→ Goal:
Retype every line from the start of the data down to and including the line with "min-h-screen flex-col bg-[#10141b]". Skip the pictures.

**** Given data

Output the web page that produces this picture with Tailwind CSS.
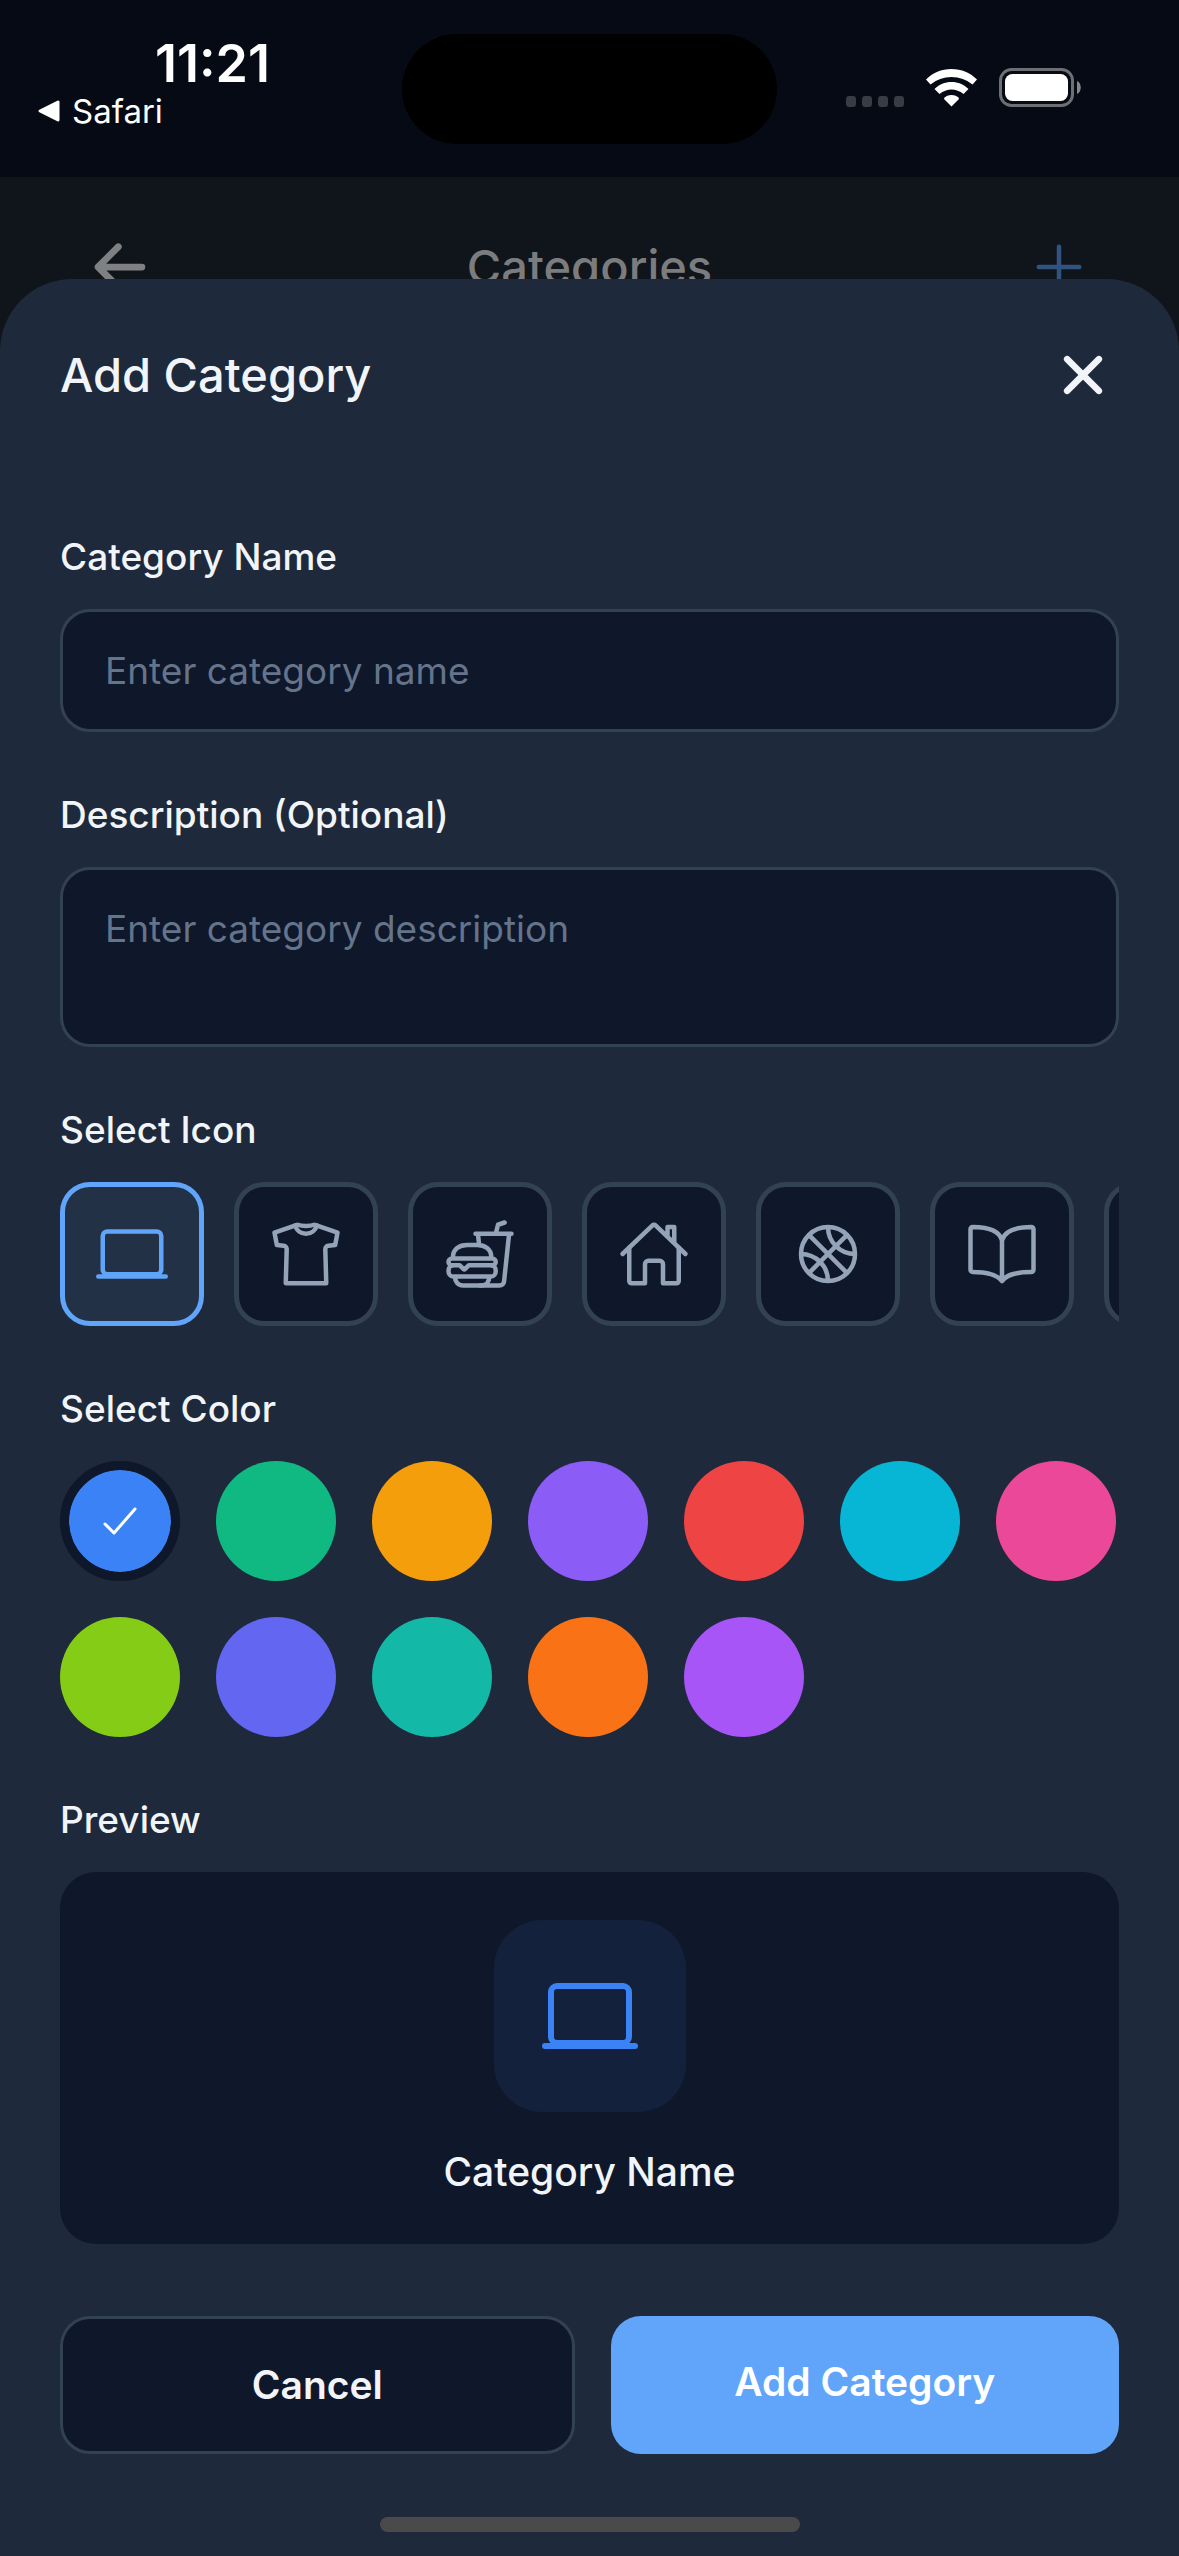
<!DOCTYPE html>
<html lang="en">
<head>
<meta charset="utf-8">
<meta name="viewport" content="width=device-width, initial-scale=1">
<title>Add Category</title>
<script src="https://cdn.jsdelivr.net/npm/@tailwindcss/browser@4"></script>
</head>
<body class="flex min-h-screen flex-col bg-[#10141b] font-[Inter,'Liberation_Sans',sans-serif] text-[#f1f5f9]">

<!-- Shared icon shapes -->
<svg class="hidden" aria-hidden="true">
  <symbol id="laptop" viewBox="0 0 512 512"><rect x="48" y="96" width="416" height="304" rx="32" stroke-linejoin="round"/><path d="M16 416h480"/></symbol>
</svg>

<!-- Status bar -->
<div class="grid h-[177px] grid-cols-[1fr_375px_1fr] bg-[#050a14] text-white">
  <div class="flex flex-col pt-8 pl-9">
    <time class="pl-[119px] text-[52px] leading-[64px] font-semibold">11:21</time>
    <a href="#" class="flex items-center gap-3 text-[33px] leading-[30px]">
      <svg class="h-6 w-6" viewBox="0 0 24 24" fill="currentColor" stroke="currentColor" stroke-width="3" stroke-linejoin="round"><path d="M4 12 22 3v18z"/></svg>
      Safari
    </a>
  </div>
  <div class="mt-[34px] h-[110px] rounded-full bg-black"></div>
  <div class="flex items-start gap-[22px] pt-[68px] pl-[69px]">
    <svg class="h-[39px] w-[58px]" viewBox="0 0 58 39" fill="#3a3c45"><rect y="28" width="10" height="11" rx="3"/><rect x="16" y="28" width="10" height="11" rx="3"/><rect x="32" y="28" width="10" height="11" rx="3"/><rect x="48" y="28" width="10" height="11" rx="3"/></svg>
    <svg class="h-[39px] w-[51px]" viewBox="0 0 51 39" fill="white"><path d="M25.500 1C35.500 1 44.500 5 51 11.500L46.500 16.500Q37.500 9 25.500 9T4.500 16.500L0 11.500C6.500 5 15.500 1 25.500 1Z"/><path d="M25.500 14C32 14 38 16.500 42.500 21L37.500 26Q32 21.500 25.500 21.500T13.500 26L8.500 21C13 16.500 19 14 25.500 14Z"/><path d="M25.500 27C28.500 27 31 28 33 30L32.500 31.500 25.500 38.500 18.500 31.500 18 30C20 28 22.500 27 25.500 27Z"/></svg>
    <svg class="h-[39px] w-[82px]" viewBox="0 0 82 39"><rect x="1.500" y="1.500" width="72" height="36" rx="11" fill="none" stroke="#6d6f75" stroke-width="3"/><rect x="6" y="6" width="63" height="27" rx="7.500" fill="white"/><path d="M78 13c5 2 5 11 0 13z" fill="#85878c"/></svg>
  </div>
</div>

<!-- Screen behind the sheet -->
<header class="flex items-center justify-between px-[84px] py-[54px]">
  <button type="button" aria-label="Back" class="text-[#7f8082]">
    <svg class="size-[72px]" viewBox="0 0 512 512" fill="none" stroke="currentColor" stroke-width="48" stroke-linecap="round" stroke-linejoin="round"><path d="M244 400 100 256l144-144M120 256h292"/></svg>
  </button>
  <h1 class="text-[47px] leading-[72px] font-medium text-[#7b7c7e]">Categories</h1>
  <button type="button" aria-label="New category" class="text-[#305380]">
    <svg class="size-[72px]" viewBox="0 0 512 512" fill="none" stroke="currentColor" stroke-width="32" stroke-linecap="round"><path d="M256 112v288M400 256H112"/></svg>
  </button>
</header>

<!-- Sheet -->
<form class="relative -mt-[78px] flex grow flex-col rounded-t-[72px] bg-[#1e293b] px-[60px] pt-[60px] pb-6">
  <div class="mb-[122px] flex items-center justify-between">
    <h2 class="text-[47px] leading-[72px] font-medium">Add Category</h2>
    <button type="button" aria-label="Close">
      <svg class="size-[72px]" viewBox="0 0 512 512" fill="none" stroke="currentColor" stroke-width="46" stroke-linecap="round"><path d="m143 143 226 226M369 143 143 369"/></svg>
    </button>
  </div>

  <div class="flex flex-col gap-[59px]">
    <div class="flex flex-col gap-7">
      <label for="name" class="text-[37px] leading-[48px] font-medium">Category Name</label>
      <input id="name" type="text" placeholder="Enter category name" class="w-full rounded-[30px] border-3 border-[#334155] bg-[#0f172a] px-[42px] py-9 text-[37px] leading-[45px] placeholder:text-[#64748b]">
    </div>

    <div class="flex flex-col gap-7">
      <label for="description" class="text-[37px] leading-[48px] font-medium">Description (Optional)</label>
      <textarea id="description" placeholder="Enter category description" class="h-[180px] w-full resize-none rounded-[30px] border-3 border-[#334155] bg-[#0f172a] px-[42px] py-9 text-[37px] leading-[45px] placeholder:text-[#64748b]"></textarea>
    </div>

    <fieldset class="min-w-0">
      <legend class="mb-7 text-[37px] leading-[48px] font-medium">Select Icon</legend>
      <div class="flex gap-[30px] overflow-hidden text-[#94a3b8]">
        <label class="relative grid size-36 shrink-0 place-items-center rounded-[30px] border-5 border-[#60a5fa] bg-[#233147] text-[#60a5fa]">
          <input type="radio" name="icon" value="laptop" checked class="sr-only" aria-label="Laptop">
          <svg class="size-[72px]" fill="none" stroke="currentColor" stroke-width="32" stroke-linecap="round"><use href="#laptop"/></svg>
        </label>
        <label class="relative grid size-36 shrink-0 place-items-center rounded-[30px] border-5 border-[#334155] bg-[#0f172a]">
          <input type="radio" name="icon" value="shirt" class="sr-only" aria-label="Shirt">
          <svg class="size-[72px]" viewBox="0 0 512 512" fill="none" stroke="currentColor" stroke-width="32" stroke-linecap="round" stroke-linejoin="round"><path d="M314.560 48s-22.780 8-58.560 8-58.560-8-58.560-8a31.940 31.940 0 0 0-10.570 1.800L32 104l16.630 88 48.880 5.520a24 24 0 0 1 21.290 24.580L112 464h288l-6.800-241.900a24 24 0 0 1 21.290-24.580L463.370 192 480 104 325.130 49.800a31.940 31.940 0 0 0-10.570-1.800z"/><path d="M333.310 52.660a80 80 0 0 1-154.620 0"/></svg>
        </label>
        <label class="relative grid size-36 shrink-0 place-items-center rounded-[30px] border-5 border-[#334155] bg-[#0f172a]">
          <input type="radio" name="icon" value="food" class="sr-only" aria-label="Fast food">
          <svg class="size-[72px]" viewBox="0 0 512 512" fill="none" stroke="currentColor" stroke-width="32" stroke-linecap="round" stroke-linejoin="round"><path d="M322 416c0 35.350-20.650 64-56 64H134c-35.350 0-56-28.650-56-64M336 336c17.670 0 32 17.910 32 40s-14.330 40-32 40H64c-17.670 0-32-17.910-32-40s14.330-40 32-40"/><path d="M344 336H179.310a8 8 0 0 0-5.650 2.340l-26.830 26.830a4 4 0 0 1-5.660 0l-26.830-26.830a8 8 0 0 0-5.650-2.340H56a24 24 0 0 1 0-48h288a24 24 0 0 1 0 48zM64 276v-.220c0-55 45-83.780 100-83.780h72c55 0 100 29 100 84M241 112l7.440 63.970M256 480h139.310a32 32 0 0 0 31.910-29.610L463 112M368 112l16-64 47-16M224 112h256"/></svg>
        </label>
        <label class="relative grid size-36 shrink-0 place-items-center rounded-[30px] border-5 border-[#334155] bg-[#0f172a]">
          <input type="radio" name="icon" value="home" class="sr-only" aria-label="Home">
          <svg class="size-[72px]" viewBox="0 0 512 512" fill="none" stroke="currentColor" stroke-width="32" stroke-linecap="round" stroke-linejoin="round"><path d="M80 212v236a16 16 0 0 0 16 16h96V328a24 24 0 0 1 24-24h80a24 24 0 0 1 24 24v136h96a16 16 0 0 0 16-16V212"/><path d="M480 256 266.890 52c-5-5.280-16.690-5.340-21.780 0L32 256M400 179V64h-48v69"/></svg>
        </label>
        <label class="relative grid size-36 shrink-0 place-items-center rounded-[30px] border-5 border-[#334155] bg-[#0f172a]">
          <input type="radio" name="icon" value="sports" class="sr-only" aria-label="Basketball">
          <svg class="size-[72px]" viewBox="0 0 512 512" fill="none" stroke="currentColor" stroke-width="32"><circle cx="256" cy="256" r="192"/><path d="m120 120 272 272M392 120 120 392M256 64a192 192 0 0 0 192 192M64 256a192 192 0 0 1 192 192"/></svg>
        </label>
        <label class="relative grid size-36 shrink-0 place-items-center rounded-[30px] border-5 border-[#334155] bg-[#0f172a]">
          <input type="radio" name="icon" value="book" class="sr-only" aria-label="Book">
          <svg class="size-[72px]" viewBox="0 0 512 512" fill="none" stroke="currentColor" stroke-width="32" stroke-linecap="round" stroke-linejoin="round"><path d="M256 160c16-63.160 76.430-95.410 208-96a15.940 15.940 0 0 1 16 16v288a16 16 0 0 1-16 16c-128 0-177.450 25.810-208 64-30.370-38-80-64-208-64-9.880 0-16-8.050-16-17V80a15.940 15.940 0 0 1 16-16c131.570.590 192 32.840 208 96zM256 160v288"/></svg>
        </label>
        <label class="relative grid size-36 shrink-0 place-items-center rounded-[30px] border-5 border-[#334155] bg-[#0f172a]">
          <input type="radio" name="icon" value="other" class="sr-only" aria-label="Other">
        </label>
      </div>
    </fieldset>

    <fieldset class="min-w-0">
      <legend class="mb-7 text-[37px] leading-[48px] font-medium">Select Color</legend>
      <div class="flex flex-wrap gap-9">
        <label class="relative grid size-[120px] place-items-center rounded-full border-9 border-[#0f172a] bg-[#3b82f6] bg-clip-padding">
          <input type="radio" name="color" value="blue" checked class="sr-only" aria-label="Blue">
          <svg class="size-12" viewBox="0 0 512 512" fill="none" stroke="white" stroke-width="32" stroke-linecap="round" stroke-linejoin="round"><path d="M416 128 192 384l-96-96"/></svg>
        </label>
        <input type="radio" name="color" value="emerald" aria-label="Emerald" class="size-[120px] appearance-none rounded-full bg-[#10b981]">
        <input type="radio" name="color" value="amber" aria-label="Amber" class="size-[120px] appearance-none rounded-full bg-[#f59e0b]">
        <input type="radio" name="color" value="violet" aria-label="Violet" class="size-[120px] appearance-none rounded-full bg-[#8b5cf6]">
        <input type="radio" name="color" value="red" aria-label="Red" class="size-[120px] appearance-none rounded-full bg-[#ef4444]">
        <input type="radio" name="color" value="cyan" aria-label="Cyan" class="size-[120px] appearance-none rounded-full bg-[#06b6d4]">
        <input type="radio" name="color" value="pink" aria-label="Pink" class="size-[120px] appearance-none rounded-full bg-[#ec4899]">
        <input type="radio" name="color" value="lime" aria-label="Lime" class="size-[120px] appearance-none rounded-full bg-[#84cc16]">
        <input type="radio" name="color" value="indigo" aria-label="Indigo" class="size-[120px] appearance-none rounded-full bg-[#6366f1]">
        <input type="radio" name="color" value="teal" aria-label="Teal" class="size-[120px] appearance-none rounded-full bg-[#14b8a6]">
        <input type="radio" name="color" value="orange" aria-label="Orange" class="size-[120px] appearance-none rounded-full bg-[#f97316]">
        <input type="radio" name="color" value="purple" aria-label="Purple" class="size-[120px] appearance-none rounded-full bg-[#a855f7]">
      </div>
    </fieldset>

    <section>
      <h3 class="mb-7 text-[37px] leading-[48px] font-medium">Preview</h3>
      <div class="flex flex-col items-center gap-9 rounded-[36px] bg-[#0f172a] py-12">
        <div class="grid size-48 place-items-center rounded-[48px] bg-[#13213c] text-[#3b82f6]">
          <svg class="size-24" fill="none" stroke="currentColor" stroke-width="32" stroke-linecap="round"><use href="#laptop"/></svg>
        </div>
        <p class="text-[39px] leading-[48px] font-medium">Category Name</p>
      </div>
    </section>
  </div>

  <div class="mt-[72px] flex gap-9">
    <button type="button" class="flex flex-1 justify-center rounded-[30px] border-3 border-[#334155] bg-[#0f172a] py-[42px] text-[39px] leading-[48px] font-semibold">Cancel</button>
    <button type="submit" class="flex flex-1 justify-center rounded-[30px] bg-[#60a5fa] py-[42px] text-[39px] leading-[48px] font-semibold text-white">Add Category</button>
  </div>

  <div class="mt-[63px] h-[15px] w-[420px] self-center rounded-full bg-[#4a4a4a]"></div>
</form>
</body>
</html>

********

→ Reply to the task:
Output the web page that produces this picture with Tailwind CSS.
<!DOCTYPE html>
<html lang="en">
<head>
<meta charset="utf-8">
<meta name="viewport" content="width=device-width, initial-scale=1">
<title>Add Category</title>
<script src="https://cdn.jsdelivr.net/npm/@tailwindcss/browser@4"></script>
</head>
<body class="flex min-h-screen flex-col bg-[#10141b] font-[Inter,'Liberation_Sans',sans-serif] text-[#f1f5f9]">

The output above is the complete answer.